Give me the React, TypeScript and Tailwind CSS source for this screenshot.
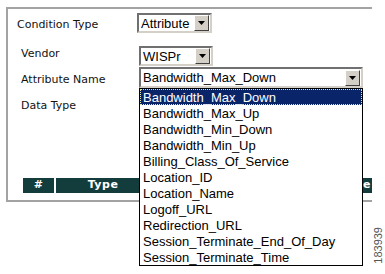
const items = [
  "Bandwidth_Max_Down",
  "Bandwidth_Max_Up",
  "Bandwidth_Min_Down",
  "Bandwidth_Min_Up",
  "Billing_Class_Of_Service",
  "Location_ID",
  "Location_Name",
  "Logoff_URL",
  "Redirection_URL",
  "Session_Terminate_End_Of_Day",
  "Session_Terminate_Time",
];

function Arrow() {
  return (
    <div className="flex h-[16px] w-[15px] shrink-0 items-center justify-center border border-t-white border-l-white border-b-[#404040] border-r-[#404040] bg-[#d4d0c8]">
      <svg width="7" height="4" viewBox="0 0 7 4">
        <path d="M0 0h7L3.5 4z" fill="#000" />
      </svg>
    </div>
  );
}

function Select({ value, className }: { value: string; className: string }) {
  return (
    <div
      className={
        "flex items-center border-2 border-t-[#707070] border-l-[#707070] border-b-[#d4d0c8] border-r-[#d4d0c8] bg-white pr-px " +
        className
      }
    >
      <span className="flex-1 pl-[2px] font-['Liberation_Sans',Arial,sans-serif] text-[13px] leading-none text-black">
        {value}
      </span>
      <Arrow />
    </div>
  );
}

const label = "font-['DejaVu_Sans',Verdana,sans-serif] text-[11px] leading-[13px] text-[#111]";

export default function App() {
  return (
    <div className="relative h-[274px] w-[385px] overflow-hidden bg-white">
      <div className="ml-[6px] mt-[7px] h-[195px] w-[366px] border-y-2 border-l-2 border-[#a3a3a3] pt-[4px]">
        <div className="flex h-[20px] items-start">
          <div className={"ml-[9px] mt-[5px] w-[120px] " + label}>Condition Type</div>
          <Select value="Attribute" className="h-[20px] w-[75px]" />
        </div>
        <div className="mt-[13px] flex h-[20px] items-start">
          <div className={"ml-[13px] mt-[1px] w-[118px] " + label}>Vendor</div>
          <Select value="WISPr" className="h-[20px] w-[74px]" />
        </div>
        <div className="mt-[1px] flex h-[21px] items-start">
          <div className={"ml-[13px] mt-[6px] w-[118px] " + label}>Attribute Name</div>
          <Select value="Bandwidth_Max_Down" className="h-[21px] w-[224px]" />
        </div>
        <div className={"ml-[13px] mt-[11px] " + label}>Data Type</div>
        <div className="ml-[15px] mt-[66px] flex h-[15px] gap-[2px] font-['DejaVu_Sans',Verdana,sans-serif] text-[11px] font-bold tracking-[0.5px] text-white">
          <div className="flex w-[31px] items-center justify-center bg-[#133c3c]">#</div>
          <div className="flex w-[94px] items-center justify-center bg-[#133c3c]">Type</div>
          <div className="flex flex-1 items-center justify-end overflow-hidden bg-[#133c3c] pr-px">Value</div>
        </div>
      </div>

      <div className="absolute left-[139px] top-[88px] w-[224px] border border-black bg-white font-['Liberation_Sans',Arial,sans-serif] text-[13px] text-black">
        {items.map((it, i) => (
          <div
            key={it}
            className={
              "flex h-[16px] items-center pl-[3px] pt-px leading-none " +
              (i === 0 ? "bg-[#0a246a] text-white outline-1 outline-dotted -outline-offset-1 outline-[#e8e8a0]" : "")
            }
          >
            {it}
          </div>
        ))}
      </div>

      <div className="absolute left-[373px] top-[223px] flex h-[45px] w-[10px] items-center justify-center">
        <span className="rotate-180 font-['Liberation_Sans',Arial,sans-serif] text-[11px] leading-none text-[#555] [writing-mode:vertical-rl]">
          183939
        </span>
      </div>
    </div>
  );
}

::::

Your objective | Images in the data above are to be skipped. Retype all other material exactly.

Response to this task |
Give me the React, TypeScript and Tailwind CSS source for this screenshot.
const items = [
  "Bandwidth_Max_Down",
  "Bandwidth_Max_Up",
  "Bandwidth_Min_Down",
  "Bandwidth_Min_Up",
  "Billing_Class_Of_Service",
  "Location_ID",
  "Location_Name",
  "Logoff_URL",
  "Redirection_URL",
  "Session_Terminate_End_Of_Day",
  "Session_Terminate_Time",
];

function Arrow() {
  return (
    <div className="flex h-[16px] w-[15px] shrink-0 items-center justify-center border border-t-white border-l-white border-b-[#404040] border-r-[#404040] bg-[#d4d0c8]">
      <svg width="7" height="4" viewBox="0 0 7 4">
        <path d="M0 0h7L3.5 4z" fill="#000" />
      </svg>
    </div>
  );
}

function Select({ value, className }: { value: string; className: string }) {
  return (
    <div
      className={
        "flex items-center border-2 border-t-[#707070] border-l-[#707070] border-b-[#d4d0c8] border-r-[#d4d0c8] bg-white pr-px " +
        className
      }
    >
      <span className="flex-1 pl-[2px] font-['Liberation_Sans',Arial,sans-serif] text-[13px] leading-none text-black">
        {value}
      </span>
      <Arrow />
    </div>
  );
}

const label = "font-['DejaVu_Sans',Verdana,sans-serif] text-[11px] leading-[13px] text-[#111]";

export default function App() {
  return (
    <div className="relative h-[274px] w-[385px] overflow-hidden bg-white">
      <div className="ml-[6px] mt-[7px] h-[195px] w-[366px] border-y-2 border-l-2 border-[#a3a3a3] pt-[4px]">
        <div className="flex h-[20px] items-start">
          <div className={"ml-[9px] mt-[5px] w-[120px] " + label}>Condition Type</div>
          <Select value="Attribute" className="h-[20px] w-[75px]" />
        </div>
        <div className="mt-[13px] flex h-[20px] items-start">
          <div className={"ml-[13px] mt-[1px] w-[118px] " + label}>Vendor</div>
          <Select value="WISPr" className="h-[20px] w-[74px]" />
        </div>
        <div className="mt-[1px] flex h-[21px] items-start">
          <div className={"ml-[13px] mt-[6px] w-[118px] " + label}>Attribute Name</div>
          <Select value="Bandwidth_Max_Down" className="h-[21px] w-[224px]" />
        </div>
        <div className={"ml-[13px] mt-[11px] " + label}>Data Type</div>
        <div className="ml-[15px] mt-[66px] flex h-[15px] gap-[2px] font-['DejaVu_Sans',Verdana,sans-serif] text-[11px] font-bold tracking-[0.5px] text-white">
          <div className="flex w-[31px] items-center justify-center bg-[#133c3c]">#</div>
          <div className="flex w-[94px] items-center justify-center bg-[#133c3c]">Type</div>
          <div className="flex flex-1 items-center justify-end overflow-hidden bg-[#133c3c] pr-px">Value</div>
        </div>
      </div>

      <div className="absolute left-[139px] top-[88px] w-[224px] border border-black bg-white font-['Liberation_Sans',Arial,sans-serif] text-[13px] text-black">
        {items.map((it, i) => (
          <div
            key={it}
            className={
              "flex h-[16px] items-center pl-[3px] pt-px leading-none " +
              (i === 0 ? "bg-[#0a246a] text-white outline-1 outline-dotted -outline-offset-1 outline-[#e8e8a0]" : "")
            }
          >
            {it}
          </div>
        ))}
      </div>

      <div className="absolute left-[373px] top-[223px] flex h-[45px] w-[10px] items-center justify-center">
        <span className="rotate-180 font-['Liberation_Sans',Arial,sans-serif] text-[11px] leading-none text-[#555] [writing-mode:vertical-rl]">
          183939
        </span>
      </div>
    </div>
  );
}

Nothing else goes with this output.